**Task to carry out:** Select every line below containing the word "this".

- - -

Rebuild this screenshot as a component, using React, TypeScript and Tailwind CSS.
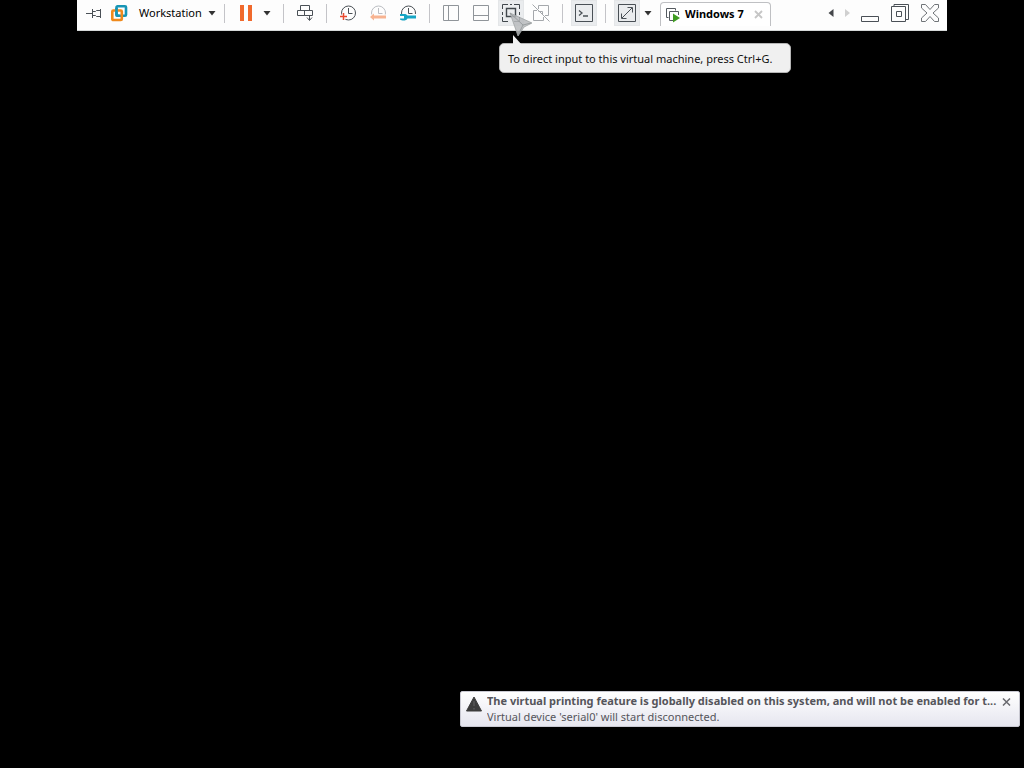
import type { ReactNode } from "react";
import clsx from "clsx";

interface ToolButtonProps {
  label: string;
  active?: boolean;
  children: ReactNode;
}

function ToolButton({ label, active, children }: ToolButtonProps) {
  return (
    <button
      type="button"
      aria-label={label}
      className="flex h-[26px] w-[30px] shrink-0 items-center justify-center"
    >
      <span
        className={clsx(
          "flex h-[26px] w-[26px] items-center justify-center",
          active && "border border-[#e4e6e8] bg-[#eaecee]"
        )}
      >
        {children}
      </span>
    </button>
  );
}

function Separator() {
  return <div className="mx-1.5 h-[19px] w-px shrink-0 bg-[#c4c4c8]" />;
}

function Caret() {
  return (
    <svg width="8" height="5" viewBox="0 0 8 5" fill="#333" className="shrink-0">
      <path d="M0.5 0h7L4 4.5z" />
    </svg>
  );
}

function CaretButton({ label }: { label: string }) {
  return (
    <button
      type="button"
      aria-label={label}
      className="flex h-[26px] w-3 shrink-0 items-center justify-center"
    >
      <Caret />
    </button>
  );
}

interface IconProps {
  children: ReactNode;
  stroke?: string;
}

/* 20px canvas shared by the toolbar icons */
function Icon({ children, stroke = "#4a5056" }: IconProps) {
  return (
    <svg
      width="20"
      height="20"
      viewBox="0 0 20 20"
      fill="none"
      stroke={stroke}
      className="shrink-0"
    >
      {children}
    </svg>
  );
}

function Clock({ stroke = "#4a5056" }: { stroke?: string }) {
  return (
    <g stroke={stroke}>
      <circle cx="10.5" cy="10" r="7" />
      <path d="M10.5 5v5.5h4" />
    </g>
  );
}

function Toolbar() {
  return (
    <header className="mx-auto flex h-[31px] w-full max-w-[870px] items-start border-b border-[#d5d8d8] bg-[#fdfdfd] px-0.5">
      <div className="flex h-[26px] items-center">
        <ToolButton label="Pin toolbar">
          <Icon>
            <path d="M2 10.5h6M8.5 6v9M8.5 8.5h3l1 -1h4M8.5 12.5h3l1 1h4M16.5 6v9" />
          </Icon>
        </ToolButton>
        <button type="button" className="flex h-[26px] shrink-0 items-center text-[11px]">
          <svg width="20" height="20" viewBox="0 0 20 20" fill="none" strokeWidth="2.6">
            <rect x="7.5" y="3.3" width="9.5" height="9.5" rx="1" stroke="#1795b5" />
            <rect x="3.3" y="7.5" width="9.5" height="9.5" rx="1" stroke="#f08a1c" />
            <path d="M7.5 5v6.8a1 1 0 0 0 1 1h2" stroke="#1795b5" />
          </svg>
          <span className="ml-2.5 w-16 text-left whitespace-nowrap">Workstation</span>
          <span className="mr-0.5 ml-[5px]">
            <Caret />
          </span>
        </button>
        <Separator />

        <ToolButton label="Suspend">
          <svg width="14" height="16" viewBox="0 0 14 16" fill="#f0692c">
            <path d="M1 0h4v16H1zM9 0h4v16H9z" />
          </svg>
        </ToolButton>
        <div className="mr-1">
          <CaretButton label="Power options" />
        </div>
        <Separator />

        <ToolButton label="Send Ctrl+Alt+Del">
          <Icon>
            <path d="M5.5 2.5h9v5h-9zM2.500 7.5h7v5h-7zM9.5 7.5h8v5h-8zM14.5 12v5M12 14.500l2.500 3 2.500-3" />
          </Icon>
        </ToolButton>
        <Separator />

        <ToolButton label="Take snapshot">
          <Icon>
            <Clock />
            <path d="M1 13.5h7.5M5.500 10.5v7" stroke="#fdfdfd" strokeWidth="3.5" />
            <path d="M2 13.5h7M5.500 10v7" stroke="#e8492e" strokeWidth="1.5" />
          </Icon>
        </ToolButton>
        <ToolButton label="Revert snapshot">
          <Icon>
            <Clock stroke="#bbbdc2" />
            <path d="M2 11.5h16v7H2z" fill="#fdfdfd" stroke="none" />
            <path d="M2 14l4-3.500v2h12v3H6v2z" fill="#f7b391" stroke="none" />
          </Icon>
        </ToolButton>
        <ToolButton label="Manage snapshots">
          <Icon>
            <Clock />
            <path d="M1 11h18v8H1z" fill="#fdfdfd" stroke="none" />
            <path
              d="M2 11h4c2 0 3 .7 3.500 1.500H18v3H9.500C8.500 18 4 18 2 16.500v-1h4V13H2z"
              fill="#16a5c4"
              stroke="none"
            />
          </Icon>
        </ToolButton>
        <Separator />

        <ToolButton label="Show library">
          <Icon stroke="#90959a">
            <path d="M2.5 2.5h15v15h-15zM7.5 2.5v15" />
          </Icon>
        </ToolButton>
        <ToolButton label="Show thumbnail bar">
          <Icon stroke="#90959a">
            <path d="M2.5 2.5h15v15h-15zM2.5 12.5h15" />
          </Icon>
        </ToolButton>
        <div className="relative">
          <ToolButton label="Enter full screen" active>
            <Icon stroke="#41474c">
              <path d="M1.5 6v-4.5H7M13 1.5h5.5V6M18.5 9v3M18.5 14v4.5H13M7 18.5H1.5V14M1.500 12V9M9 1.5h2" />
              <path d="M5.5 5.5h9v8h-9z" strokeWidth="1.4" />
            </Icon>
          </ToolButton>
          <Tooltip />
        </div>
        <ToolButton label="Unity">
          <Icon stroke="#a5a8ac">
            <path d="M7.5 6V2.500h10v10H14M6 7.5H2.500v10h10V14M7.500 8.500h4v3M1.500 1.500l17 17" />
          </Icon>
        </ToolButton>
        <Separator />

        <ToolButton label="Open console" active>
          <Icon>
            <path d="M1.5 1.5h17v17h-17z" />
            <path d="M5 7.500l3 2.500-3 2.500M9 13h5" strokeWidth="1.3" />
          </Icon>
        </ToolButton>
        <Separator />

        <ToolButton label="Stretch guest" active>
          <Icon>
            <path d="M1.5 1.5h17v17h-17z" />
            <path d="M5 15L15 5M10.5 4.5h5v5M4.5 10.5v5h5" />
          </Icon>
        </ToolButton>
        <CaretButton label="Stretch options" />
      </div>

      {/* Machine tab */}
      <div className="mt-0.5 ml-1.5 flex h-6 w-[111px] shrink-0 items-center rounded-t-sm border border-b-0 border-[#bfc0c3] bg-white pl-1">
        <svg width="16" height="16" viewBox="0 0 16 16" fill="none" stroke="#555b60">
          <path d="M3.5 10.5h-2v-9h9v2" />
          <path d="M8 13.5H4.5v-9h9V8" />
          <path d="M8 6.500l7 4.500-7 4.500z" fill="#3f9c22" stroke="none" />
        </svg>
        <span className="ml-1 w-16 text-[11px] font-bold whitespace-nowrap">Windows 7</span>
        <button type="button" aria-label="Close tab" className="ml-[5px]">
          <svg width="9" height="9" viewBox="0 0 9 9" stroke="#c6c6c6" strokeWidth="1.8">
            <path d="M1 1l7 7M8 1l-7 7" />
          </svg>
        </button>
      </div>

      {/* Window controls */}
      <div className="ml-auto flex h-[26px] items-center">
        <button type="button" aria-label="Previous tab" className="flex w-4 justify-center">
          <svg width="6" height="8" viewBox="0 0 6 8" fill="#44474a">
            <path d="M5.500 0v8L.5 4z" />
          </svg>
        </button>
        <button type="button" aria-label="Next tab" className="flex w-4 justify-center">
          <svg width="5" height="8" viewBox="0 0 5 8" fill="#d0d0d0">
            <path d="M0 0v8l5-4z" />
          </svg>
        </button>
        <ToolButton label="Minimize">
          <Icon>
            <path d="M1.5 13.5h17v5h-17z" />
          </Icon>
        </ToolButton>
        <ToolButton label="Restore">
          <Icon>
            <path d="M1.5 3.5h14v15h-14zM4 3.500v-2h14.500v15H16M6.500 8.500h5v5h-5z" />
          </Icon>
        </ToolButton>
        <ToolButton label="Close">
          <Icon stroke="#707478">
            <path d="M1.5 1.5h4L10 6.500l4.500-5h4v3.500L13 10l5.500 5v3.500h-4L10 13.500l-4.500 5h-4V15L7 10 1.500 5z" />
          </Icon>
        </ToolButton>
      </div>
    </header>
  );
}

/* Balloon under the full screen button, with the pointer over it */
function Tooltip() {
  return (
    <>
      <div
        role="tooltip"
        className="absolute top-[43px] left-[3px] z-10 flex h-[30px] w-[292px] items-center rounded-[5px] border border-[#b5b5b5] bg-[#f0f0f0] pt-0.5 pl-2 text-[11px] whitespace-nowrap text-[#111]"
      >
        To direct input to this virtual machine, press Ctrl+G.
      </div>
      <svg
        width="36"
        height="36"
        viewBox="0 0 36 36"
        className="pointer-events-none absolute top-2 left-2 z-20"
      >
        <path d="M9 27v10h9z" fill="#f0f0f0" />
        <path
          d="M6 5l22 10-8 4-6 9z"
          fill="#b9bbbd"
          fillOpacity="0.85"
          stroke="#a0a3a5"
          strokeWidth="0.8"
        />
        <path d="M6 5l13 12-5 10M19 17l8-2" fill="none" stroke="#8f9496" strokeWidth="0.8" />
      </svg>
    </>
  );
}

function Notification() {
  return (
    <aside className="mt-auto mr-1 mb-[41px] ml-auto flex h-9 w-full max-w-[560px] items-start rounded-xs border border-[#c9c9d2] bg-gradient-to-b from-white to-[#e6e6ef] pl-[5px] text-[#55555b]">
      <svg width="16" height="16" viewBox="0 0 16 16" className="mt-1 shrink-0">
        <path d="M8 1l7.500 14H.5z" fill="#3d3d3d" stroke="#3d3d3d" strokeLinejoin="round" />
        <path d="M8 5v5M8 12v1.500" stroke="#58585a" strokeWidth="1.5" />
      </svg>
      <div className="ml-[5px] min-w-0 flex-1 pt-px text-[11px] leading-4">
        <p className="truncate font-bold">
          The virtual printing feature is globally disabled on this system, and will not be enabled for t...
        </p>
        <p className="truncate">Virtual device 'serial0' will start disconnected.</p>
      </div>
      <button type="button" aria-label="Dismiss" className="mt-1.5 mr-2 ml-1 shrink-0">
        <svg width="9" height="8" viewBox="0 0 9 8" stroke="#6a6a70" strokeWidth="1.5">
          <path d="M1 .5l7 7M8 .5l-7 7" />
        </svg>
      </button>
    </aside>
  );
}

export default function App() {
  return (
    <main className="flex min-h-screen flex-col bg-black font-['Noto_Sans','Open_Sans',sans-serif] text-black">
      <Toolbar />
      <Notification />
    </main>
  );
}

- - -

**Task output:**
Rebuild this screenshot as a component, using React, TypeScript and Tailwind CSS.
        To direct input to this virtual machine, press Ctrl+G.
          The virtual printing feature is globally disabled on this system, and will not be enabled for t...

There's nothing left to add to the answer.